Inbound as Your Moat

When you own keywords your target accounts search for, you own the first impression. Prospect doesn't talk to your competitor first because they found you in organic search. They found you before they knew to look for competitors.

Competitor has to outbid you on ads. You own organic. Competitor has to outreach your accounts. You already engaged them through content. Organic ownership becomes competitive moat.

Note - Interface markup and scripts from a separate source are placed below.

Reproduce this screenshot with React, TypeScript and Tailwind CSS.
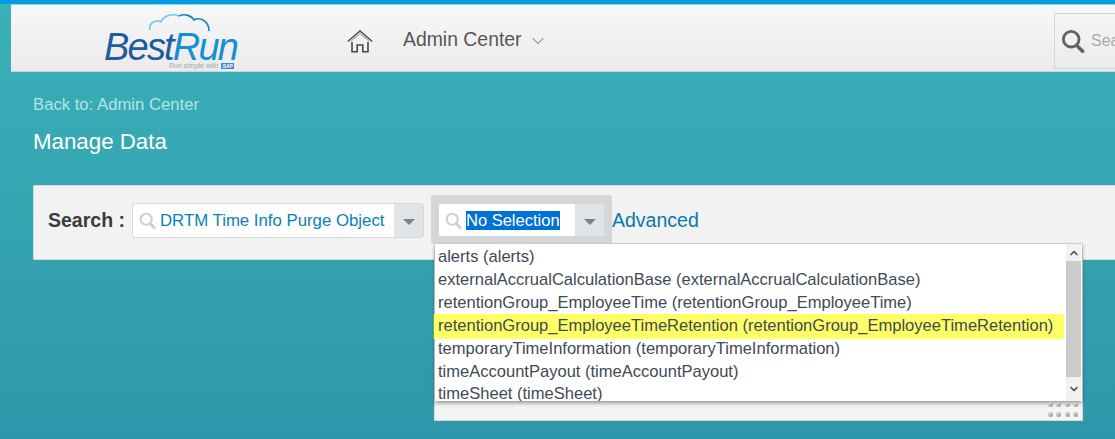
import { ChevronDown, ChevronUp } from "lucide-react";

const options = [
  "alerts (alerts)",
  "externalAccrualCalculationBase (externalAccrualCalculationBase)",
  "retentionGroup_EmployeeTime (retentionGroup_EmployeeTime)",
  "retentionGroup_EmployeeTimeRetention (retentionGroup_EmployeeTimeRetention)",
  "temporaryTimeInformation (temporaryTimeInformation)",
  "timeAccountPayout (timeAccountPayout)",
  "timeSheet (timeSheet)",
];

function SearchGlyph({ className }: { className: string }) {
  return (
    <svg viewBox="0 0 20 20" fill="none" stroke="currentColor" className={className}>
      <circle cx="8.5" cy="8.5" r="6.5" strokeWidth="2.4" />
      <path d="M13 13.5l5 5" strokeWidth="3" strokeLinecap="round" />
    </svg>
  );
}

function HomeGlyph() {
  return (
    <svg viewBox="0 0 26 23" fill="none" stroke="#4a4a4a" className="ml-[107px] w-[26px] h-[23px] shrink-0">
      <path d="M0.7 11.5L13 1L25.3 11.5" strokeWidth="1.4" />
      <path d="M3.5 11.5L13 3.6L22.5 11.5" strokeWidth="0.9" stroke="#8a8a8a" />
      <path d="M5 12V21.8H10.2V15H15.8V21.8H21V12" strokeWidth="1.6" />
    </svg>
  );
}

function Logo() {
  return (
    <div className="relative w-[136px] h-[60px] shrink-0">
      <svg viewBox="0 0 70 24" fill="none" className="absolute left-[44px] top-[5px] w-[70px] h-[24px]">
        <path d="M2 17C0 10 8 6 13 9C15 3 24 0 31 3" stroke="#7cc4ea" strokeWidth="1.6" />
        <path d="M31 3C37 0 44 3 46 7C51 4 61 7 61 18" stroke="#1f7cbc" strokeWidth="1.6" />
      </svg>
      <div className="absolute left-0 top-[24px] text-[38px] leading-[30px] italic tracking-[-1.8px] whitespace-nowrap">
        <span className="text-[#1f5b9e]">Best</span>
        <span className="text-[#1590d2]">Run</span>
      </div>
      <div className="absolute left-[65px] top-[54px] flex items-center gap-[3px] text-[7px] leading-[8px] text-[#a3a7ad] whitespace-nowrap">
        Run simple with
        <span className="bg-[#3f8fd0] text-white text-[5px] leading-[6px] px-[1px] font-bold italic">SAP</span>
      </div>
    </div>
  );
}

function Combo({ value, wide }: { value: string; wide?: boolean }) {
  return (
    <div
      className={`flex rounded-[3px] border border-[#d3d8dc] bg-white overflow-hidden ${
        wide ? "w-[292px] h-[35px]" : "w-[167px] h-[34px]"
      }`}
    >
      <div className="flex items-center flex-1 min-w-0 pl-[6px]">
        <SearchGlyph className="w-[17px] h-[17px] text-[#cfcfcf] shrink-0" />
        {wide ? (
          <span className="ml-[4px] text-[16.8px] text-[#0a7fb5] whitespace-nowrap">{value}</span>
        ) : (
          <span className="ml-[4px] text-[16.5px] leading-[19px] bg-[#0072d6] text-white whitespace-nowrap">{value}</span>
        )}
      </div>
      <div className="w-[29px] bg-[#e1e4e7] flex items-center justify-center shrink-0">
        <div className="w-0 h-0 mt-[3px] border-x-[6px] border-x-transparent border-t-[6px] border-t-[#7d8287]" />
      </div>
    </div>
  );
}

export default function App() {
  return (
    <div className="relative w-[1115px] h-[439px] overflow-hidden bg-gradient-to-b from-[#3ab1b8] to-[#2f97ab] font-['Liberation_Sans',Arial,sans-serif]">
      <div className="h-[4px] bg-[#009de0]" />
      <div className="h-[1px] ml-[11px] bg-[#8fd3ee]" />

      {/* top nav */}
      <div className="ml-[11px] h-[67px] pt-[6px] flex items-center bg-gradient-to-b from-[#f7f7f7] to-[#ebebeb] border-b border-[#c9d5d8] overflow-hidden">
        <div className="ml-[93px] mt-[-6px]">
          <Logo />
        </div>
        <HomeGlyph />
        <span className="ml-[30px] mt-[-2px] text-[19.4px] text-[#5b5550] whitespace-nowrap">Admin Center</span>
        <ChevronDown className="ml-[6px] w-[20px] h-[20px] text-[#6b6560]" strokeWidth={1.2} />
        <div className="ml-auto mr-[-10px] w-[71px] h-[56px] border border-[#cfd8dc] flex items-center pl-[6px] overflow-hidden">
          <SearchGlyph className="w-[24px] h-[24px] text-[#5f6468] shrink-0" />
          <span className="ml-[6px] text-[16px] text-[#a8a8a8] whitespace-nowrap">Search</span>
        </div>
      </div>

      <div className="pl-[33px]">
        <div className="mt-[23px] text-[16.7px] leading-[20px] text-[#b5e3e6]">Back to: Admin Center</div>
        <h1 className="mt-[14px] text-[22.3px] leading-[26px] text-white">Manage Data</h1>

        {/* search panel */}
        <div className="mt-[30px] h-[75px] flex items-center pl-[14px] pb-[4px] bg-[#f2f2f2] border border-r-0 border-[#d6dcdd] rounded-l-[2px]">
          <span className="w-[84px] shrink-0 text-[19.5px] font-bold text-[#3b3b3b] whitespace-nowrap">Search :</span>
          <Combo value="DRTM Time Info Purge Object" wide />
          <div className="ml-[7px] mt-[-2px] px-[7px] pt-[8px] pb-[7px] bg-[#d6d6d6] rounded-[3px]">
            <Combo value="No Selection" />
          </div>
          <span className="text-[19.5px] text-[#0a78ac] whitespace-nowrap">Advanced</span>
        </div>
      </div>

      {/* open dropdown */}
      <div className="absolute left-[434px] top-[243px] w-[649px] h-[178px] bg-[#f4f4f4] border border-[#d8d8d8]">
        <div className="flex h-[157px] bg-white shadow-[0_2px_4px_rgba(0,0,0,0.4)]">
          <ul className="flex-1 min-w-0 overflow-y-clip pt-[2px] text-[16.55px] leading-[22.9px] text-[#3f4a55]">
            {options.map((option, i) => (
              <li
                key={option}
                className={`whitespace-nowrap mr-[2px] ${
                  i === 3
                    ? "-ml-[1px] pl-[4px] -my-px py-px bg-[#ffff66] shadow-[-1px_0_0_#5cae5c]"
                    : "pl-[3px]"
                }`}
              >
                {option}
              </li>
            ))}
          </ul>
          <div className="w-[15px] flex flex-col bg-[#f1f1f1] mr-[1px]">
            <div className="h-[17px] flex items-center justify-center">
              <ChevronUp className="w-[12px] h-[12px] text-[#505050]" strokeWidth={3.5} />
            </div>
            <div className="h-[116px] bg-[#cbcbcb]" />
            <div className="flex-1 flex items-center justify-center">
              <ChevronDown className="w-[12px] h-[12px] text-[#505050]" strokeWidth={3.5} />
            </div>
          </div>
        </div>
        <div className="absolute right-[4px] bottom-[3px] grid grid-cols-4 gap-x-[3.5px] gap-y-[5px]">
          {Array.from({ length: 8 }).map((_, i) => (
            <span key={i} className="w-[5px] h-[5px] rounded-full bg-gradient-to-br from-[#e8e8e8] to-[#8c8c8c]" />
          ))}
        </div>
      </div>
    </div>
  );
}
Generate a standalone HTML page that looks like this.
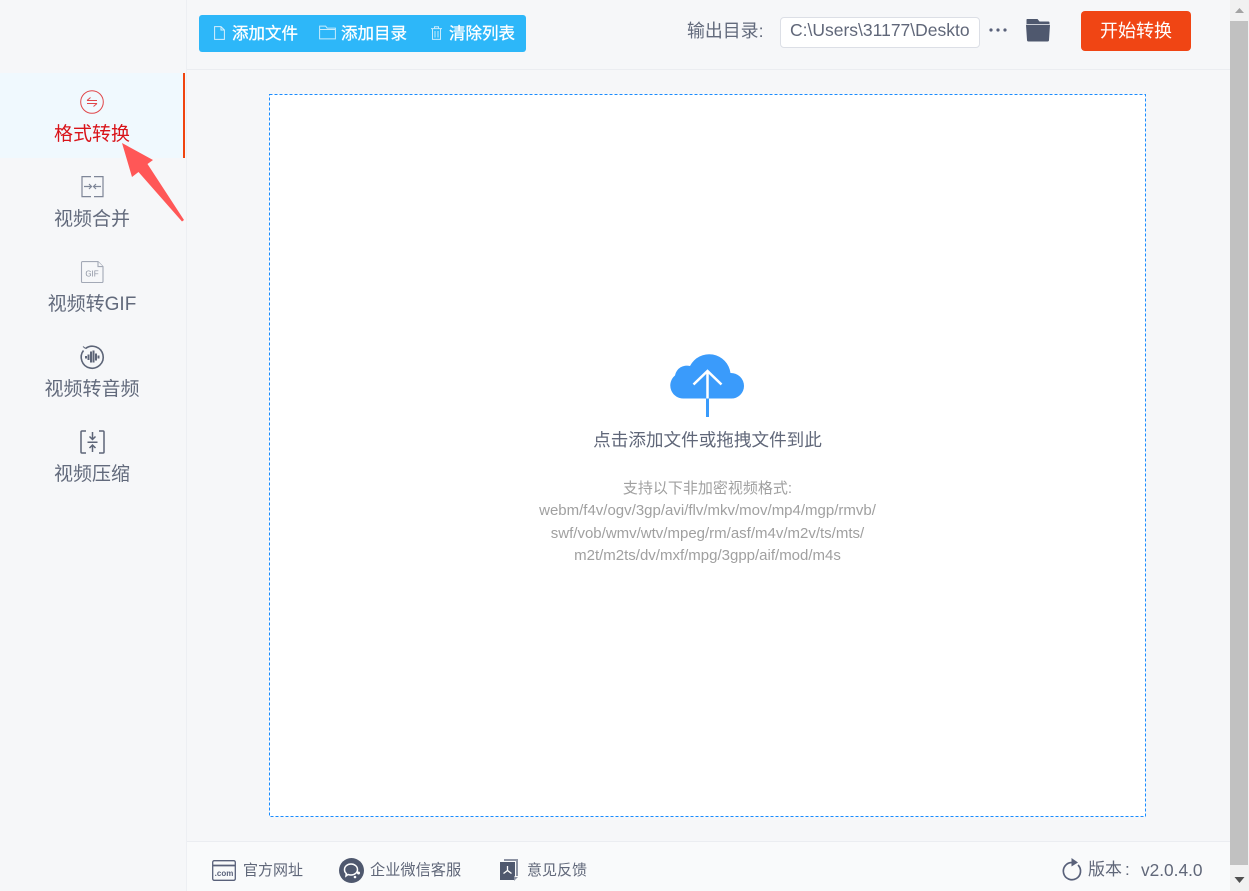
<!DOCTYPE html>
<html lang="zh-CN">
<head>
<meta charset="utf-8">
<title>格式转换</title>
<style>
html,body{margin:0;padding:0;width:1249px;height:891px;overflow:hidden;background:#f6f7f9}
body{position:relative;font-family:"Liberation Sans","Noto Sans CJK SC",sans-serif;color:#606779}
.a{position:absolute;white-space:nowrap}
.nav{position:absolute;left:0;width:184px;text-align:center;font-size:19px;line-height:26px;color:#626a7c}
.tb{position:absolute;white-space:nowrap;top:24px;font-size:16.500px;line-height:20px;color:#fff;-webkit-text-stroke:.3px #fff}
.ft{position:absolute;white-space:nowrap;top:861px;font-size:15px;line-height:20px;color:#606779}
svg{position:absolute;overflow:visible}
</style>
</head>
<body>
<!-- sidebar -->
<div class="a" style="left:186px;top:0;width:1px;height:891px;background:#edeff3"></div>
<div class="a" style="left:0;top:73px;width:183px;height:85px;background:#f0f9fe"></div>
<div class="a" style="left:183px;top:73px;width:2px;height:85px;background:#f0440f"></div>

<svg style="left:80px;top:90px" width="24" height="24" viewBox="0 0 24 24" fill="none" stroke="#e0474a" stroke-width="1"><circle cx="12" cy="12" r="11.300"/><path d="M7 10.500H17M7 10.500l3.500-3M17 13.500H7M17 13.500l-3.500 3"/></svg>
<div class="nav" style="top:122px;color:#d9141a">格式转换</div>

<svg style="left:81px;top:176px" width="23" height="22" viewBox="0 0 23 22" fill="none" stroke="#7e8698" stroke-width="1.200"><path d="M10 .6H1v20h9M13 .6h9v20h-9"/><path d="M3 10.500h7.500M8 8l2.500 2.500L8 13M20 10.500h-7.500M15 8l-2.500 2.500L15 13"/></svg>
<div class="nav" style="top:207px">视频合并</div>

<svg style="left:81px;top:261px" width="23" height="22" viewBox="0 0 23 22" fill="#f6f7f9" stroke="#a3a9b6" stroke-width="1.100"><path d="M1.500.6H17l5 5v14.900a1 1 0 0 1-1 1H1.500a1 1 0 0 1-1-1V1.600a1 1 0 0 1 1-1z"/><path d="M17 .6v5h5"/><text x="11" y="15.500" text-anchor="middle" font-family="Liberation Sans" font-size="8" fill="#8b92a1" stroke="none">GIF</text></svg>
<div class="nav" style="top:292px">视频转GIF</div>

<svg style="left:80px;top:345px" width="24" height="24" viewBox="0 0 24 24" fill="none" stroke="#5d6578" stroke-width="1.600"><path d="M5.500 3.500A11 11 0 1 1 3.500 5.500"/><path d="M3 1.500l2.500 2" stroke-width="1"/><path d="M6 11v2.500M8.500 9.500v5.500M11 6.500v11M13.500 5.500v12M16 8.500v7M18.500 10.500v3" stroke-width="2"/></svg>
<div class="nav" style="top:377px">视频转音频</div>

<svg style="left:80px;top:430px" width="25" height="24" viewBox="0 0 25 24" fill="none" stroke="#5d6578" stroke-width="1.500"><path d="M6 1H2a1 1 0 0 0-1 1v20a1 1 0 0 0 1 1h4M19 1h4a1 1 0 0 1 1 1v20a1 1 0 0 1-1 1h-4"/><path d="M12.500 2v7M9.500 6.500l3 3 3-3M12.500 22v-6.500M9.500 18l3-3 3 3M7.500 12.300h10"/></svg>
<div class="nav" style="top:462px">视频压缩</div>

<!-- arrow annotation -->
<svg style="left:0;top:0" width="200" height="240" viewBox="0 0 200 240"><path d="M122 143L153 160L147.500 164L184 220L182 221.500L138.500 172L132 177Z" fill="#ff5757"/></svg>

<!-- header -->
<div class="a" style="left:187px;top:69px;width:1043px;height:1px;background:#ebedf1"></div>
<div class="a" style="left:199px;top:15px;width:327px;height:37px;background:#2db7f9;border-radius:3px"></div>
<svg style="left:214px;top:26px" width="11" height="14" viewBox="0 0 11 14" fill="none" stroke="#d6f0fd" stroke-width="1"><path d="M.6.6h6.400l3.400 3.400v9.400H.6zM7 .6V4h3.400"/></svg>
<div class="tb" style="left:232px">添加文件</div>
<svg style="left:319px;top:25px" width="17" height="15" viewBox="0 0 17 15" fill="none" stroke="#c8ebfc" stroke-width="1"><path d="M.6 13.900V1.100h6l1.500 2h8.300v10.800zM.6 4.500h15.800"/></svg>
<div class="tb" style="left:341px">添加目录</div>
<svg style="left:431px;top:26px" width="11" height="14" viewBox="0 0 11 14" fill="none" stroke="#c8ebfc" stroke-width="1"><path d="M0 2.600h11M3.500 2.600V.8h4v1.800M1.500 3v10.400h8V3M4 5v6.500M7 5v6.500"/></svg>
<div class="tb" style="left:449px">清除列表</div>

<div class="a" style="left:687px;top:19px;font-size:17.900px;line-height:24px;color:#626a7c">输出目录:</div>
<div class="a" style="left:780px;top:17px;width:198px;height:29px;background:#fff;border:1px solid #dcdfe6;border-radius:4px"></div>
<div class="a" style="left:790px;top:18px;width:180px;overflow:hidden;font-size:17.500px;line-height:24px;color:#606779">C:\Users\31177\Deskto</div>
<svg style="left:989px;top:27px" width="18" height="5" viewBox="0 0 18 5" fill="#59617a"><circle cx="2" cy="3" r="1.600"/><circle cx="9" cy="3" r="1.600"/><circle cx="16" cy="3" r="1.600"/></svg>
<svg style="left:1025px;top:19px" width="26" height="23" viewBox="0 0 26 23"><path d="M2 0h10.500l2 2.500H23.500a1 1 0 0 1 1 1V5H1.500V.5z" fill="#4f586e"/><path d="M1 5.700h24l-1 15.300a1.500 1.500 0 0 1-1.500 1.500H3.500A1.500 1.500 0 0 1 2 21z" fill="#4f586e"/></svg>
<div class="a" style="left:1081px;top:11px;width:110px;height:40px;background:#f04514;border-radius:4px;text-align:center;font-size:18px;line-height:40px;color:#fff">开始转换</div>

<!-- drop area -->
<svg style="left:0;top:0" width="1249" height="891" viewBox="0 0 1249 891"><rect x="269.500" y="94.500" width="876" height="722" fill="#fff" stroke="#1a8cff" stroke-width="1" stroke-dasharray="3 2" shape-rendering="crispEdges"/></svg>
<svg style="left:670px;top:354px" width="75" height="64" viewBox="0 0 75 64"><path d="M14 44.500A13 13 0 0 1 5 21.500 12 12 0 0 1 20 12 21.500 21.500 0 0 1 60.500 19 13 13 0 0 1 74 32 12.500 12.500 0 0 1 61 44.500Z" fill="#3a9bfb"/><path d="M37.500 63V44" stroke="#3a9bfb" stroke-width="3" fill="none"/><path d="M37.500 44.500V17M23.500 30.500L37.500 17 51.500 30.500" stroke="#fff" stroke-width="2.500" fill="none"/></svg>
<div class="a" style="left:269px;top:429px;width:877px;text-align:center;font-size:17.600px;line-height:22px;color:#606779">点击添加文件或拖拽文件到此</div>
<div class="a" style="left:269px;top:478px;width:877px;text-align:center;font-size:15px;line-height:22.400px;color:#a0a0a0">支持以下非加密视频格式:<br>webm/f4v/ogv/3gp/avi/flv/mkv/mov/mp4/mgp/rmvb/<br>swf/vob/wmv/wtv/mpeg/rm/asf/m4v/m2v/ts/mts/<br>m2t/m2ts/dv/mxf/mpg/3gpp/aif/mod/m4s</div>

<!-- footer -->
<div class="a" style="left:187px;top:841px;width:1043px;height:50px;background:#f9fafb;border-top:1px solid #ebedf1;box-sizing:border-box"></div>
<svg style="left:212px;top:860px" width="24" height="21" viewBox="0 0 24 21" fill="none" stroke="#59617a" stroke-width="1.300"><rect x=".7" y=".7" width="22.600" height="19.600" rx="1.500"/><path d="M.7 5.500h22.600" stroke-width="1.800"/><text x="12" y="16" text-anchor="middle" font-family="Liberation Sans" font-size="8" font-weight="bold" fill="#59617a" stroke="none">.com</text></svg>
<div class="ft" style="left:243px">官方网址</div>
<svg style="left:339px;top:858px" width="25" height="25" viewBox="0 0 25 25"><circle cx="12.500" cy="12.500" r="12.500" fill="#4f586e"/><path d="M5.500 11.500c0-3.200 3-5.500 6.500-5.500s6.500 2.300 6.500 5.500-3 5.500-6.500 5.500c-1 0-2-.2-3-.5l-2 1.500.3-2.500C6 14.500 5.500 13 5.500 11.500z" fill="none" stroke="#fff" stroke-width="1.500"/><circle cx="19.500" cy="15" r="1.500" fill="#fff"/><circle cx="16" cy="19" r="1.300" fill="#fff"/></svg>
<div class="ft" style="left:370px;font-size:15.200px">企业微信客服</div>
<svg style="left:500px;top:859px" width="19" height="23" viewBox="0 0 19 23"><path d="M4 0h14v17h-2V2H4z" fill="#8d93a3"/><path d="M0 3h15v14l-1 1v3H0z" fill="#4f586e"/><path d="M14 18h4l-4 4z" fill="#8d93a3"/><path d="M7.500 7v4.500M7.500 11.500l-4 3M7.500 11.500l4 3" stroke="#fff" stroke-width="1.300" fill="none"/></svg>
<div class="ft" style="left:527px">意见反馈</div>

<svg style="left:1061px;top:858px" width="20" height="22" viewBox="0 0 20 22" fill="none"><path d="M11 4.500A8.600 8.600 0 1 0 17 7" stroke="#59617a" stroke-width="1.700"/><path d="M10.500 0l6.500 4.500-6.500 4z" fill="#59617a"/></svg>
<div class="a" style="left:1088px;top:859px;font-size:17px;line-height:22px;color:#606779">版本<span style="margin-left:3px">:</span></div>
<div class="a" style="left:1141px;top:859px;font-size:17.300px;line-height:22px;color:#606779">v2.0.4.0</div>

<!-- scrollbar -->
<div class="a" style="left:1230px;top:0;width:19px;height:891px;background:#f1f1f1"></div>
<div class="a" style="left:1230px;top:21px;width:18px;height:844px;background:#c1c1c1"></div>
<svg style="left:1230px;top:0" width="19" height="891" viewBox="0 0 19 891"><path d="M5 13L9.500 8 14 13Z" fill="#a3a3a3"/><path d="M4.500 877H14.500L9.500 883Z" fill="#505050"/></svg>
</body>
</html>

Over 18 months, the accounts that find you organically (inbound) will represent 30-40% of your pipeline. They'll close faster (high intent). They'll have lower CAC (no ad spend). They'll become your highest-quality revenue stream.

Conclusion

ABM and inbound aren't opposites. They're partners. Inbound creates content that attracts target accounts. ABM ensures that when they arrive, you're ready with personalized follow-up.

Start this quarter. Map keywords your target accounts search for. Audit your inbound content. Identify gaps. Create 5-10 new pieces written specifically for your top target account segment. Optimize them for their keywords. Measure how many target account prospects they pull in.

By Q3, you'll have inbound leads flowing from target accounts. Sales won't need to cold email as many people. Content will do the prospecting. Deals will close faster because prospects already believe in you before they talk to sales. By Q4, inbound will represent 25%+ of your pipeline.

That's the power of account-centric inbound.